The Basel committee is “revisiting a number of assumptions that had driven the approach to capital to date,” said Walter, who now serves as global bank supervisory and regulatory policy leader at EY, the accounting consultancy formerly known as Ernst & Young.

The move to a simplified regime in which the biggest banks also are forced to limit their borrowing is a result of U.S. regulators agreeing that the concept of too big to fail may be distorting the banking system, and thus needs to be stamped out.

Creditors that think big banks would be bailed out by the government tend to demand less interest on the money they loan those banks, because there is virtually no risk they wouldn’t be paid back in full. Smaller banks that presumably would be allowed to fail are charged higher amounts.

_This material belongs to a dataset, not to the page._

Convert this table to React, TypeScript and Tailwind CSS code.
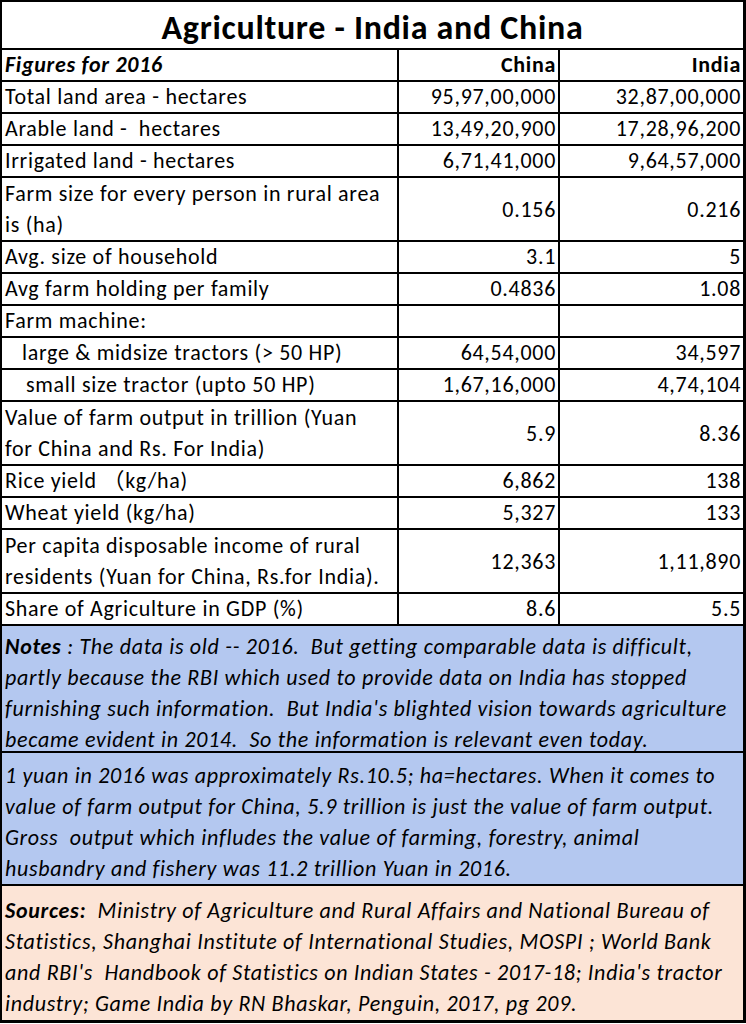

"A perception continues to persist in the markets that some companies remain 'too big to fail,' posing an ongoing threat to the financial system," regulators said in a memo accompanying the rule. “This distortion is unfair to smaller companies, damaging to fair competition, and tends to artificially encourage further consolidation and concentration in the financial system.”

Big banks have been trying to convince skeptical policymakers, lawmakers and the public that too big to fail is either dead or soon will be. The Obama administration has done the same. Both groups have argued that the funding advantage commanded by banks considered too big to fail either does not exist, or is due to other factors.

The joint statement by the regulators could serve as a public rebuke to those arguments. It’s also likely to be used by members of Congress who are agitating for more aggressive action.

“Today’s announcement is a major step forward, but it should only be the first step,” said Sen. Sherrod Brown (D-Ohio). “We must do more, and this proposal will be insufficient if it is weakened by Wall Street lobbying.”

Brown, Sen. David Vitter (R-La.) and a small group of senators have been trying to ratchet up requirements for the past several months. Analysts have said their proposed law would effectively force the biggest banks to break up.